Task prompt —
Each record below should be output verbatim, without pictures.

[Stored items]
━━━━━━

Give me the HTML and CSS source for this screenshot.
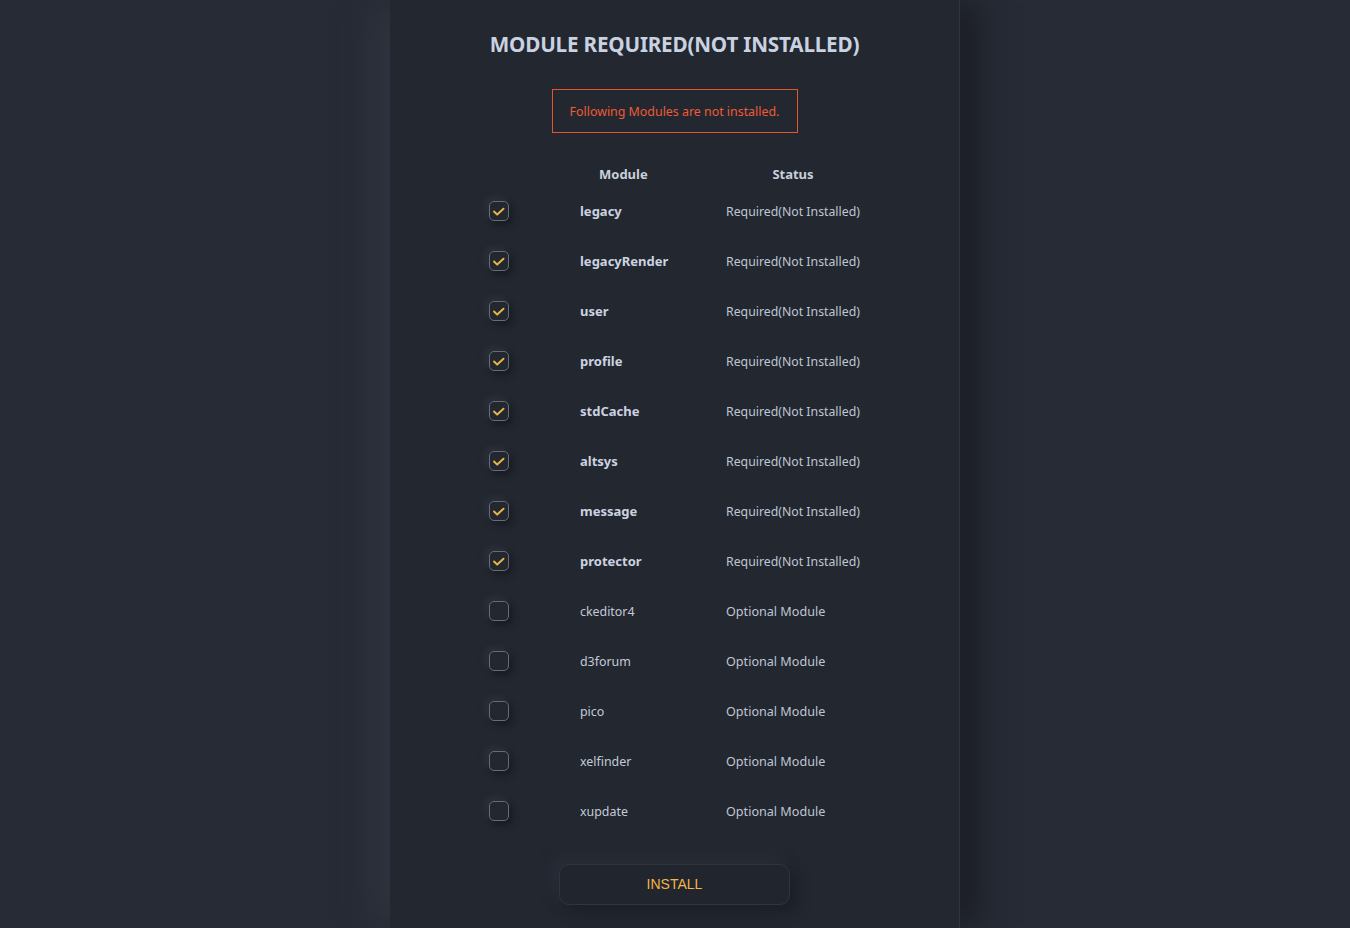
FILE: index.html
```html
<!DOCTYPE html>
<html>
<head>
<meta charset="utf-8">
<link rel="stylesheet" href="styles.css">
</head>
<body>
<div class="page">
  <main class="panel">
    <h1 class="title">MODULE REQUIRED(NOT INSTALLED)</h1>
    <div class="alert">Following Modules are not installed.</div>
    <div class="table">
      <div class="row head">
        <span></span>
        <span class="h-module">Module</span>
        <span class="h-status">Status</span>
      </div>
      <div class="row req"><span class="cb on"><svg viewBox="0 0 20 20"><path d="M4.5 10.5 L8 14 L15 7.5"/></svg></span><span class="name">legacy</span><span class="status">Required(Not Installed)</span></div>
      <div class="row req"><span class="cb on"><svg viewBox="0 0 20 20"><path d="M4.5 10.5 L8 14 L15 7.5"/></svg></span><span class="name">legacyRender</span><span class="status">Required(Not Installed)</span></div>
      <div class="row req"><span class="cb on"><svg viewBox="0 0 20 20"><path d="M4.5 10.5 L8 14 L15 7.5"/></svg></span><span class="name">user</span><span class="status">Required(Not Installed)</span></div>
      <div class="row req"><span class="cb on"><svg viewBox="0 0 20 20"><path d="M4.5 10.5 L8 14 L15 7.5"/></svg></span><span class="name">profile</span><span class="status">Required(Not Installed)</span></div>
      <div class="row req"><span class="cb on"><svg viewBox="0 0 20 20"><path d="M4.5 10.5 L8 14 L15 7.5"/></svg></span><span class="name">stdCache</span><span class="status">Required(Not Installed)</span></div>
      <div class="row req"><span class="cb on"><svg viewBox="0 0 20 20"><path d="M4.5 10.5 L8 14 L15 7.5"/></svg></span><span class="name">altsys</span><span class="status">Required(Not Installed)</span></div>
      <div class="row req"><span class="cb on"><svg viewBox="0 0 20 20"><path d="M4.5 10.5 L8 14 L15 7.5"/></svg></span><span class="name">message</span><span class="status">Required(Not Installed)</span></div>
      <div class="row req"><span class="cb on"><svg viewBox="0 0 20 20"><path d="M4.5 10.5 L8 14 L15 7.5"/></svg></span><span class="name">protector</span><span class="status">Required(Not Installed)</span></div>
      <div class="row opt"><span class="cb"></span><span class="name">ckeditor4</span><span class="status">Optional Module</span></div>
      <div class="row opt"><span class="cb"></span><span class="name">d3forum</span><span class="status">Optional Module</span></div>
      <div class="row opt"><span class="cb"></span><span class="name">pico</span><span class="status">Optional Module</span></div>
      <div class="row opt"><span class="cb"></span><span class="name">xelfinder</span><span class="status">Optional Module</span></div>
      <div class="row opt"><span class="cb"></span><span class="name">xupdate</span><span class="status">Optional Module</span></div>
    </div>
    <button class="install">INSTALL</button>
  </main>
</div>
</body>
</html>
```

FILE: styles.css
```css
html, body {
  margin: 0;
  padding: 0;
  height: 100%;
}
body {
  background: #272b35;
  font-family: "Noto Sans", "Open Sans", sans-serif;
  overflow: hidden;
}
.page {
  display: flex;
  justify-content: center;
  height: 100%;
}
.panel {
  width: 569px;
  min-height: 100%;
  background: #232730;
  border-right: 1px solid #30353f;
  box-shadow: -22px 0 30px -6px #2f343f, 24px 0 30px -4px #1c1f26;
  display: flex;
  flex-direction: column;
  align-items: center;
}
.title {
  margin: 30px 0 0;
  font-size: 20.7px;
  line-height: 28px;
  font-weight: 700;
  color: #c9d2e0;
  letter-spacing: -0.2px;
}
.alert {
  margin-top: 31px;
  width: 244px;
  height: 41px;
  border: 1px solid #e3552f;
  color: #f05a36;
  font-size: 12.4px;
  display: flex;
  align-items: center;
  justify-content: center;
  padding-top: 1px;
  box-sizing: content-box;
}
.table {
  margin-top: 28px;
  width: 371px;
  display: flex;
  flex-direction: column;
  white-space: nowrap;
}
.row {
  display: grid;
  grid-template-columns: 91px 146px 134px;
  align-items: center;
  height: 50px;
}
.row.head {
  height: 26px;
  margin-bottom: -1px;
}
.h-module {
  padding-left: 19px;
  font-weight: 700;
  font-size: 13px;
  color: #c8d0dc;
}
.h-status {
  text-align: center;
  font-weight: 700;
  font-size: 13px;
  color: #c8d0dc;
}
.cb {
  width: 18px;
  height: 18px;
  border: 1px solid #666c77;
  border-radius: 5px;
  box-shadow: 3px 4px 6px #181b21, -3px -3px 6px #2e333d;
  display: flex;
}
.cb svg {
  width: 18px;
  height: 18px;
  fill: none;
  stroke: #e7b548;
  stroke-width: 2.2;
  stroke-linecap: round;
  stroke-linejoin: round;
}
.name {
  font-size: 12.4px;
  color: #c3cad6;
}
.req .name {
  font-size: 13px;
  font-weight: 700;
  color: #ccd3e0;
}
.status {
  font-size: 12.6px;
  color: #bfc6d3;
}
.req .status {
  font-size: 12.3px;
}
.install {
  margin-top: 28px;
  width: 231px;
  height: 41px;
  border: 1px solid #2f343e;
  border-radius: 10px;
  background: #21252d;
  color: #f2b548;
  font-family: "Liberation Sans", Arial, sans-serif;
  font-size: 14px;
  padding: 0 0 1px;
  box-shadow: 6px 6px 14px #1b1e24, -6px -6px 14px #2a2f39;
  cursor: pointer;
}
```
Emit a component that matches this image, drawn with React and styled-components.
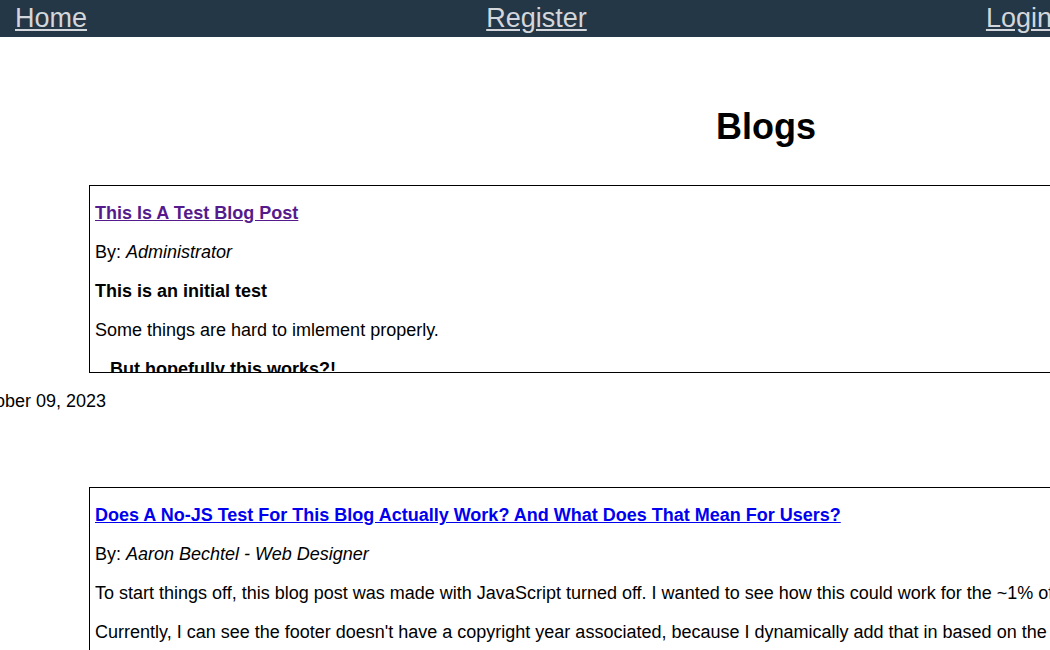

━━━━━━

The response —
Give me the HTML and CSS source for this screenshot.
FILE: index.html
```html
<!DOCTYPE html>
<html>
<head>
<meta charset="utf-8">
<link rel="stylesheet" href="styles.css">
</head>
<body>
<div class="page">
  <main class="panel">
    <h1 class="title">MODULE REQUIRED(NOT INSTALLED)</h1>
    <div class="alert">Following Modules are not installed.</div>
    <div class="table">
      <div class="row head">
        <span></span>
        <span class="h-module">Module</span>
        <span class="h-status">Status</span>
      </div>
      <div class="row req"><span class="cb on"><svg viewBox="0 0 20 20"><path d="M4.5 10.5 L8 14 L15 7.5"/></svg></span><span class="name">legacy</span><span class="status">Required(Not Installed)</span></div>
      <div class="row req"><span class="cb on"><svg viewBox="0 0 20 20"><path d="M4.5 10.5 L8 14 L15 7.5"/></svg></span><span class="name">legacyRender</span><span class="status">Required(Not Installed)</span></div>
      <div class="row req"><span class="cb on"><svg viewBox="0 0 20 20"><path d="M4.5 10.5 L8 14 L15 7.5"/></svg></span><span class="name">user</span><span class="status">Required(Not Installed)</span></div>
      <div class="row req"><span class="cb on"><svg viewBox="0 0 20 20"><path d="M4.5 10.5 L8 14 L15 7.5"/></svg></span><span class="name">profile</span><span class="status">Required(Not Installed)</span></div>
      <div class="row req"><span class="cb on"><svg viewBox="0 0 20 20"><path d="M4.5 10.5 L8 14 L15 7.5"/></svg></span><span class="name">stdCache</span><span class="status">Required(Not Installed)</span></div>
      <div class="row req"><span class="cb on"><svg viewBox="0 0 20 20"><path d="M4.5 10.5 L8 14 L15 7.5"/></svg></span><span class="name">altsys</span><span class="status">Required(Not Installed)</span></div>
      <div class="row req"><span class="cb on"><svg viewBox="0 0 20 20"><path d="M4.5 10.5 L8 14 L15 7.5"/></svg></span><span class="name">message</span><span class="status">Required(Not Installed)</span></div>
      <div class="row req"><span class="cb on"><svg viewBox="0 0 20 20"><path d="M4.5 10.5 L8 14 L15 7.5"/></svg></span><span class="name">protector</span><span class="status">Required(Not Installed)</span></div>
      <div class="row opt"><span class="cb"></span><span class="name">ckeditor4</span><span class="status">Optional Module</span></div>
      <div class="row opt"><span class="cb"></span><span class="name">d3forum</span><span class="status">Optional Module</span></div>
      <div class="row opt"><span class="cb"></span><span class="name">pico</span><span class="status">Optional Module</span></div>
      <div class="row opt"><span class="cb"></span><span class="name">xelfinder</span><span class="status">Optional Module</span></div>
      <div class="row opt"><span class="cb"></span><span class="name">xupdate</span><span class="status">Optional Module</span></div>
    </div>
    <button class="install">INSTALL</button>
  </main>
</div>
</body>
</html>
```

FILE: styles.css
```css
html, body {
  margin: 0;
  padding: 0;
  height: 100%;
}
body {
  background: #272b35;
  font-family: "Noto Sans", "Open Sans", sans-serif;
  overflow: hidden;
}
.page {
  display: flex;
  justify-content: center;
  height: 100%;
}
.panel {
  width: 569px;
  min-height: 100%;
  background: #232730;
  border-right: 1px solid #30353f;
  box-shadow: -22px 0 30px -6px #2f343f, 24px 0 30px -4px #1c1f26;
  display: flex;
  flex-direction: column;
  align-items: center;
}
.title {
  margin: 30px 0 0;
  font-size: 20.7px;
  line-height: 28px;
  font-weight: 700;
  color: #c9d2e0;
  letter-spacing: -0.2px;
}
.alert {
  margin-top: 31px;
  width: 244px;
  height: 41px;
  border: 1px solid #e3552f;
  color: #f05a36;
  font-size: 12.4px;
  display: flex;
  align-items: center;
  justify-content: center;
  padding-top: 1px;
  box-sizing: content-box;
}
.table {
  margin-top: 28px;
  width: 371px;
  display: flex;
  flex-direction: column;
  white-space: nowrap;
}
.row {
  display: grid;
  grid-template-columns: 91px 146px 134px;
  align-items: center;
  height: 50px;
}
.row.head {
  height: 26px;
  margin-bottom: -1px;
}
.h-module {
  padding-left: 19px;
  font-weight: 700;
  font-size: 13px;
  color: #c8d0dc;
}
.h-status {
  text-align: center;
  font-weight: 700;
  font-size: 13px;
  color: #c8d0dc;
}
.cb {
  width: 18px;
  height: 18px;
  border: 1px solid #666c77;
  border-radius: 5px;
  box-shadow: 3px 4px 6px #181b21, -3px -3px 6px #2e333d;
  display: flex;
}
.cb svg {
  width: 18px;
  height: 18px;
  fill: none;
  stroke: #e7b548;
  stroke-width: 2.2;
  stroke-linecap: round;
  stroke-linejoin: round;
}
.name {
  font-size: 12.4px;
  color: #c3cad6;
}
.req .name {
  font-size: 13px;
  font-weight: 700;
  color: #ccd3e0;
}
.status {
  font-size: 12.6px;
  color: #bfc6d3;
}
.req .status {
  font-size: 12.3px;
}
.install {
  margin-top: 28px;
  width: 231px;
  height: 41px;
  border: 1px solid #2f343e;
  border-radius: 10px;
  background: #21252d;
  color: #f2b548;
  font-family: "Liberation Sans", Arial, sans-serif;
  font-size: 14px;
  padding: 0 0 1px;
  box-shadow: 6px 6px 14px #1b1e24, -6px -6px 14px #2a2f39;
  cursor: pointer;
}
```
Emit a component that matches this image, drawn with React and styled-components.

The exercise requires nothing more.